_Problem to work on_
The data below should be printed in full, exactly, and without any of its images.

— START Raw data —

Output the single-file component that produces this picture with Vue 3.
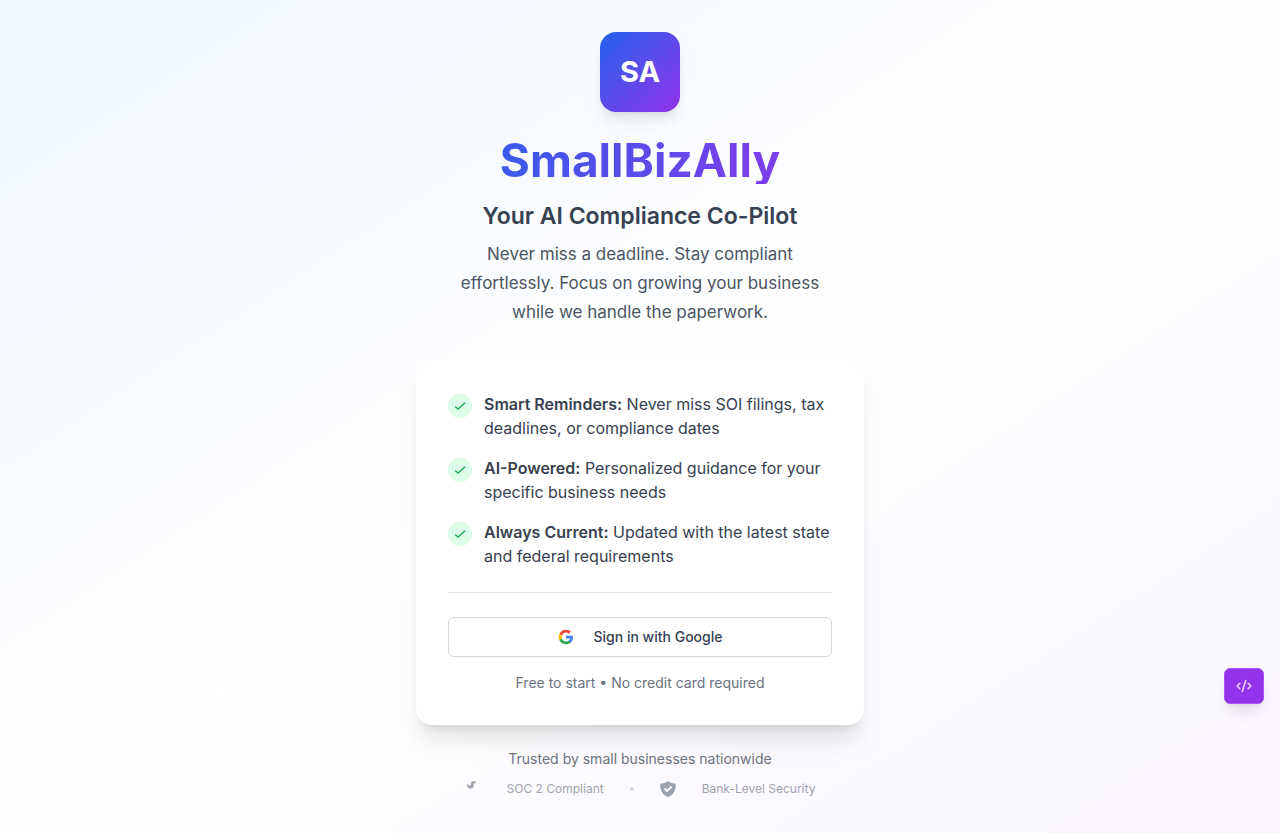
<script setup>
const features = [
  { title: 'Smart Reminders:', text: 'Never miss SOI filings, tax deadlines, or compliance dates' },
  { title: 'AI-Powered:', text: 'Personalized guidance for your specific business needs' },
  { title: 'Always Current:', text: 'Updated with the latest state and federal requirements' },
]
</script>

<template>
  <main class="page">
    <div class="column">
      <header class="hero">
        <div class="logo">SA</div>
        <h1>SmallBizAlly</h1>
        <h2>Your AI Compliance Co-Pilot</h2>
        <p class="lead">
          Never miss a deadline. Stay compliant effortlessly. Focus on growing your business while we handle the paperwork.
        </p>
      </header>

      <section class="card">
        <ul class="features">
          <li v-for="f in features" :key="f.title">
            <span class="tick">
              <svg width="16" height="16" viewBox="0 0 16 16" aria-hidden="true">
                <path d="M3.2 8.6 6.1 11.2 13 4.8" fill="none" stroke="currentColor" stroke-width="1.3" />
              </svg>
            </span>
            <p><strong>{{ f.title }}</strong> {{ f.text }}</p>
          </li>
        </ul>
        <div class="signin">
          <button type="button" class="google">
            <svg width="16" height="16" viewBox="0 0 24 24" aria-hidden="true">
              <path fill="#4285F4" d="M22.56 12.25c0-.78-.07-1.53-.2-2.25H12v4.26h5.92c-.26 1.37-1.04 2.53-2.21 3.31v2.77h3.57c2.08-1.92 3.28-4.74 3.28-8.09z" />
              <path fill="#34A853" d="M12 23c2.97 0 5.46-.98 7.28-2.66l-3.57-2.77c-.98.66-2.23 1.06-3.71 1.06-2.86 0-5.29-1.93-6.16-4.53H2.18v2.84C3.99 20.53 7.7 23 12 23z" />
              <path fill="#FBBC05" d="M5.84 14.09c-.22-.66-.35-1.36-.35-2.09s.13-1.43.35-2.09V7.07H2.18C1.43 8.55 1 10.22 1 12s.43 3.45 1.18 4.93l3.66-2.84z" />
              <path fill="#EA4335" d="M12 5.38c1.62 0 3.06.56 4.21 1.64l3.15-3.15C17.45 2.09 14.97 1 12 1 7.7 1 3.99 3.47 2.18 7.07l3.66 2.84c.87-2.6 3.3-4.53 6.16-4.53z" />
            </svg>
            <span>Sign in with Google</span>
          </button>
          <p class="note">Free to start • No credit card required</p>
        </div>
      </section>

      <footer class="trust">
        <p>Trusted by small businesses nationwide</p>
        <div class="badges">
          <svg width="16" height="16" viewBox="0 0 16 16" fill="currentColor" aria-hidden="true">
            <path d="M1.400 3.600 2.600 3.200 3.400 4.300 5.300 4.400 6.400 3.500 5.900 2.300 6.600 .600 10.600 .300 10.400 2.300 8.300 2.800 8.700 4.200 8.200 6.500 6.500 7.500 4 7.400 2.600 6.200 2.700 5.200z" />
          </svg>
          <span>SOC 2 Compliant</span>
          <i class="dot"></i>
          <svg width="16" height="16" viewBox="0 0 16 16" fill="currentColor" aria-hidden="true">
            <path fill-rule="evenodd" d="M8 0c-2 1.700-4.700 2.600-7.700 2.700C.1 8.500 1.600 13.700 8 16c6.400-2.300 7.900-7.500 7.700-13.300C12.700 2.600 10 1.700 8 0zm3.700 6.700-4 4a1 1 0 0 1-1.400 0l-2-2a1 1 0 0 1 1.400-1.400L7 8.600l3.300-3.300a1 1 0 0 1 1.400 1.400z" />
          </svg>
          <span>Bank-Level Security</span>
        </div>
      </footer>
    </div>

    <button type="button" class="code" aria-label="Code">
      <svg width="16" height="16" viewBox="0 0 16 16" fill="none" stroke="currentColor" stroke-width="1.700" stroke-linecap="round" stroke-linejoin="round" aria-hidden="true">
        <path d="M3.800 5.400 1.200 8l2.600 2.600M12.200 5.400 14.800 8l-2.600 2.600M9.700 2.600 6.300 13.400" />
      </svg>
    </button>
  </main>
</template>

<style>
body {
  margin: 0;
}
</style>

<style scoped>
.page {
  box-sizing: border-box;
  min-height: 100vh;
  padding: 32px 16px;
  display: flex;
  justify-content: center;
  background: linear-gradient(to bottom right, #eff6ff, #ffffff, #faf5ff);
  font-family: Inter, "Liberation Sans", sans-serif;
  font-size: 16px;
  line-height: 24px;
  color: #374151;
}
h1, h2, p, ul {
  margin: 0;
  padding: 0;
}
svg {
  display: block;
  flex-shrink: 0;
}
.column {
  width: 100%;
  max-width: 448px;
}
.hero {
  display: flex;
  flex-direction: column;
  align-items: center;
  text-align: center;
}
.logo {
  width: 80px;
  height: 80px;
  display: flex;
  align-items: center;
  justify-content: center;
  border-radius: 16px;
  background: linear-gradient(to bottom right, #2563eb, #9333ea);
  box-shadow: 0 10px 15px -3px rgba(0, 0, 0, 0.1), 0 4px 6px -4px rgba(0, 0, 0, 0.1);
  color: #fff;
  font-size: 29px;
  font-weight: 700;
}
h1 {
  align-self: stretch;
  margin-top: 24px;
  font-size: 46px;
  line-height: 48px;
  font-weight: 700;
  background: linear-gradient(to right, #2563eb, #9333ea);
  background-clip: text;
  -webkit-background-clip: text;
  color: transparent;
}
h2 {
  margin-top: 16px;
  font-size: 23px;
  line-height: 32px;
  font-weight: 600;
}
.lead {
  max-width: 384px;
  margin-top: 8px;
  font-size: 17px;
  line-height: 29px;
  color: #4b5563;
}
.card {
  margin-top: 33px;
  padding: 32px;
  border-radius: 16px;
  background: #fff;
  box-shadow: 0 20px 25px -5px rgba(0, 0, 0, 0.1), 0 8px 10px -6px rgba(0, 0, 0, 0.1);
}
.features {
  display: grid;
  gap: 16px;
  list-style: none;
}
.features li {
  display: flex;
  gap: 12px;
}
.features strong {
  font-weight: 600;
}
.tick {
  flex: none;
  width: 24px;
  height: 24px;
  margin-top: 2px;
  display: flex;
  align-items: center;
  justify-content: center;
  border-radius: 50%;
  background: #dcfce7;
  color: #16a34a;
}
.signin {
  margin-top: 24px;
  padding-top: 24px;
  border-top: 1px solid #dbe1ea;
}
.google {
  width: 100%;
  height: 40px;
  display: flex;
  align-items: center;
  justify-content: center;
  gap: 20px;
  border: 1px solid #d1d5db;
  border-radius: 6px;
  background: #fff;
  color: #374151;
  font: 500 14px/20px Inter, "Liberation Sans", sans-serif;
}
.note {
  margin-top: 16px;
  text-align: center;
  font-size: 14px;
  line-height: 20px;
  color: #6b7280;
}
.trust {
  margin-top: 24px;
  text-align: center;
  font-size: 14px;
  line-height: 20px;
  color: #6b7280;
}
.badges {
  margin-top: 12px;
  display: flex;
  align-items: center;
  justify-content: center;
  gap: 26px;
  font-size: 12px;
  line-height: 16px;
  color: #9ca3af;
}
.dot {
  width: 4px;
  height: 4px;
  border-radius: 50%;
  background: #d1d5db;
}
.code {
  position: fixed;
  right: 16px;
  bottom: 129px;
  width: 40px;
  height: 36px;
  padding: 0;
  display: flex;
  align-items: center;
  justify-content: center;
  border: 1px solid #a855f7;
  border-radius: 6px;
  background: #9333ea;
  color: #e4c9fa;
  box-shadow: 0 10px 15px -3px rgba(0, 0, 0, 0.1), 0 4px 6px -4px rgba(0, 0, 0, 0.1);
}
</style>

— END Raw data —

_Task output_
Output the single-file component that produces this picture with Vue 3.
<script setup>
const features = [
  { title: 'Smart Reminders:', text: 'Never miss SOI filings, tax deadlines, or compliance dates' },
  { title: 'AI-Powered:', text: 'Personalized guidance for your specific business needs' },
  { title: 'Always Current:', text: 'Updated with the latest state and federal requirements' },
]
</script>

<template>
  <main class="page">
    <div class="column">
      <header class="hero">
        <div class="logo">SA</div>
        <h1>SmallBizAlly</h1>
        <h2>Your AI Compliance Co-Pilot</h2>
        <p class="lead">
          Never miss a deadline. Stay compliant effortlessly. Focus on growing your business while we handle the paperwork.
        </p>
      </header>

      <section class="card">
        <ul class="features">
          <li v-for="f in features" :key="f.title">
            <span class="tick">
              <svg width="16" height="16" viewBox="0 0 16 16" aria-hidden="true">
                <path d="M3.2 8.6 6.1 11.2 13 4.8" fill="none" stroke="currentColor" stroke-width="1.3" />
              </svg>
            </span>
            <p><strong>{{ f.title }}</strong> {{ f.text }}</p>
          </li>
        </ul>
        <div class="signin">
          <button type="button" class="google">
            <svg width="16" height="16" viewBox="0 0 24 24" aria-hidden="true">
              <path fill="#4285F4" d="M22.56 12.25c0-.78-.07-1.53-.2-2.25H12v4.26h5.92c-.26 1.37-1.04 2.53-2.21 3.31v2.77h3.57c2.08-1.92 3.28-4.74 3.28-8.09z" />
              <path fill="#34A853" d="M12 23c2.97 0 5.46-.98 7.28-2.66l-3.57-2.77c-.98.66-2.23 1.06-3.71 1.06-2.86 0-5.29-1.93-6.16-4.53H2.18v2.84C3.99 20.53 7.7 23 12 23z" />
              <path fill="#FBBC05" d="M5.84 14.09c-.22-.66-.35-1.36-.35-2.09s.13-1.43.35-2.09V7.07H2.18C1.43 8.55 1 10.22 1 12s.43 3.45 1.18 4.93l3.66-2.84z" />
              <path fill="#EA4335" d="M12 5.38c1.62 0 3.06.56 4.21 1.64l3.15-3.15C17.45 2.09 14.97 1 12 1 7.7 1 3.99 3.47 2.18 7.07l3.66 2.84c.87-2.6 3.3-4.53 6.16-4.53z" />
            </svg>
            <span>Sign in with Google</span>
          </button>
          <p class="note">Free to start • No credit card required</p>
        </div>
      </section>

      <footer class="trust">
        <p>Trusted by small businesses nationwide</p>
        <div class="badges">
          <svg width="16" height="16" viewBox="0 0 16 16" fill="currentColor" aria-hidden="true">
            <path d="M1.400 3.600 2.600 3.200 3.400 4.300 5.300 4.400 6.400 3.500 5.900 2.300 6.600 .600 10.600 .300 10.400 2.300 8.300 2.800 8.700 4.200 8.200 6.500 6.500 7.500 4 7.400 2.600 6.200 2.700 5.200z" />
          </svg>
          <span>SOC 2 Compliant</span>
          <i class="dot"></i>
          <svg width="16" height="16" viewBox="0 0 16 16" fill="currentColor" aria-hidden="true">
            <path fill-rule="evenodd" d="M8 0c-2 1.700-4.700 2.600-7.700 2.700C.1 8.500 1.600 13.700 8 16c6.400-2.300 7.900-7.500 7.700-13.300C12.700 2.600 10 1.700 8 0zm3.700 6.700-4 4a1 1 0 0 1-1.400 0l-2-2a1 1 0 0 1 1.400-1.400L7 8.600l3.300-3.300a1 1 0 0 1 1.400 1.400z" />
          </svg>
          <span>Bank-Level Security</span>
        </div>
      </footer>
    </div>

    <button type="button" class="code" aria-label="Code">
      <svg width="16" height="16" viewBox="0 0 16 16" fill="none" stroke="currentColor" stroke-width="1.700" stroke-linecap="round" stroke-linejoin="round" aria-hidden="true">
        <path d="M3.800 5.400 1.200 8l2.600 2.600M12.200 5.400 14.800 8l-2.600 2.600M9.700 2.600 6.300 13.400" />
      </svg>
    </button>
  </main>
</template>

<style>
body {
  margin: 0;
}
</style>

<style scoped>
.page {
  box-sizing: border-box;
  min-height: 100vh;
  padding: 32px 16px;
  display: flex;
  justify-content: center;
  background: linear-gradient(to bottom right, #eff6ff, #ffffff, #faf5ff);
  font-family: Inter, "Liberation Sans", sans-serif;
  font-size: 16px;
  line-height: 24px;
  color: #374151;
}
h1, h2, p, ul {
  margin: 0;
  padding: 0;
}
svg {
  display: block;
  flex-shrink: 0;
}
.column {
  width: 100%;
  max-width: 448px;
}
.hero {
  display: flex;
  flex-direction: column;
  align-items: center;
  text-align: center;
}
.logo {
  width: 80px;
  height: 80px;
  display: flex;
  align-items: center;
  justify-content: center;
  border-radius: 16px;
  background: linear-gradient(to bottom right, #2563eb, #9333ea);
  box-shadow: 0 10px 15px -3px rgba(0, 0, 0, 0.1), 0 4px 6px -4px rgba(0, 0, 0, 0.1);
  color: #fff;
  font-size: 29px;
  font-weight: 700;
}
h1 {
  align-self: stretch;
  margin-top: 24px;
  font-size: 46px;
  line-height: 48px;
  font-weight: 700;
  background: linear-gradient(to right, #2563eb, #9333ea);
  background-clip: text;
  -webkit-background-clip: text;
  color: transparent;
}
h2 {
  margin-top: 16px;
  font-size: 23px;
  line-height: 32px;
  font-weight: 600;
}
.lead {
  max-width: 384px;
  margin-top: 8px;
  font-size: 17px;
  line-height: 29px;
  color: #4b5563;
}
.card {
  margin-top: 33px;
  padding: 32px;
  border-radius: 16px;
  background: #fff;
  box-shadow: 0 20px 25px -5px rgba(0, 0, 0, 0.1), 0 8px 10px -6px rgba(0, 0, 0, 0.1);
}
.features {
  display: grid;
  gap: 16px;
  list-style: none;
}
.features li {
  display: flex;
  gap: 12px;
}
.features strong {
  font-weight: 600;
}
.tick {
  flex: none;
  width: 24px;
  height: 24px;
  margin-top: 2px;
  display: flex;
  align-items: center;
  justify-content: center;
  border-radius: 50%;
  background: #dcfce7;
  color: #16a34a;
}
.signin {
  margin-top: 24px;
  padding-top: 24px;
  border-top: 1px solid #dbe1ea;
}
.google {
  width: 100%;
  height: 40px;
  display: flex;
  align-items: center;
  justify-content: center;
  gap: 20px;
  border: 1px solid #d1d5db;
  border-radius: 6px;
  background: #fff;
  color: #374151;
  font: 500 14px/20px Inter, "Liberation Sans", sans-serif;
}
.note {
  margin-top: 16px;
  text-align: center;
  font-size: 14px;
  line-height: 20px;
  color: #6b7280;
}
.trust {
  margin-top: 24px;
  text-align: center;
  font-size: 14px;
  line-height: 20px;
  color: #6b7280;
}
.badges {
  margin-top: 12px;
  display: flex;
  align-items: center;
  justify-content: center;
  gap: 26px;
  font-size: 12px;
  line-height: 16px;
  color: #9ca3af;
}
.dot {
  width: 4px;
  height: 4px;
  border-radius: 50%;
  background: #d1d5db;
}
.code {
  position: fixed;
  right: 16px;
  bottom: 129px;
  width: 40px;
  height: 36px;
  padding: 0;
  display: flex;
  align-items: center;
  justify-content: center;
  border: 1px solid #a855f7;
  border-radius: 6px;
  background: #9333ea;
  color: #e4c9fa;
  box-shadow: 0 10px 15px -3px rgba(0, 0, 0, 0.1), 0 4px 6px -4px rgba(0, 0, 0, 0.1);
}
</style>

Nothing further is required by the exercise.